Après avoir entendu parler de l’énorme projet immobilier Hudson Yards pendant plus d’une décennie, avoir regardé sa tour de bureaux de 1 296 pieds de haut s’élever progressivement pour devenir le deuxième bâtiment le plus haut de Manhattan, et avoir lu les premières critiques, les New-Yorkais et les touristes ont profité du soleil du week-end dernier et ont afflué par milliers vers le développement du Far West Side pour s’émerveiller, s’extasier ou faire la grimace devant le nouveau complexe commercial qui est le point d’ancrage de cet énorme développement.
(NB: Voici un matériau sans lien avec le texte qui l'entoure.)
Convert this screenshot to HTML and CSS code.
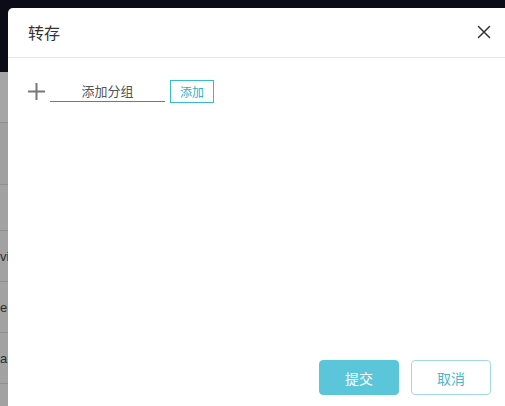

Après tout le battage médiatique et les critiques, le verdict est à la fois un soulagement et une déception : c’est bien ! Mais il ne résoudra pas les problèmes de New York.

Hudson Yards est, comme le souligne son principal constructeur, Related Companies, « le plus grand projet immobilier privé de l’histoire des États-Unis ». Le complexe, construit sur les voies de garage du MTA, comptera à terme 18 millions de pieds carrés d’espace commercial et résidentiel sur 28 acres. Un modeste parc et une station de métro sont désormais ouverts, tout comme trois des quatre immeubles de bureaux prévus, deux immeubles locatifs et un des deux immeubles en copropriété.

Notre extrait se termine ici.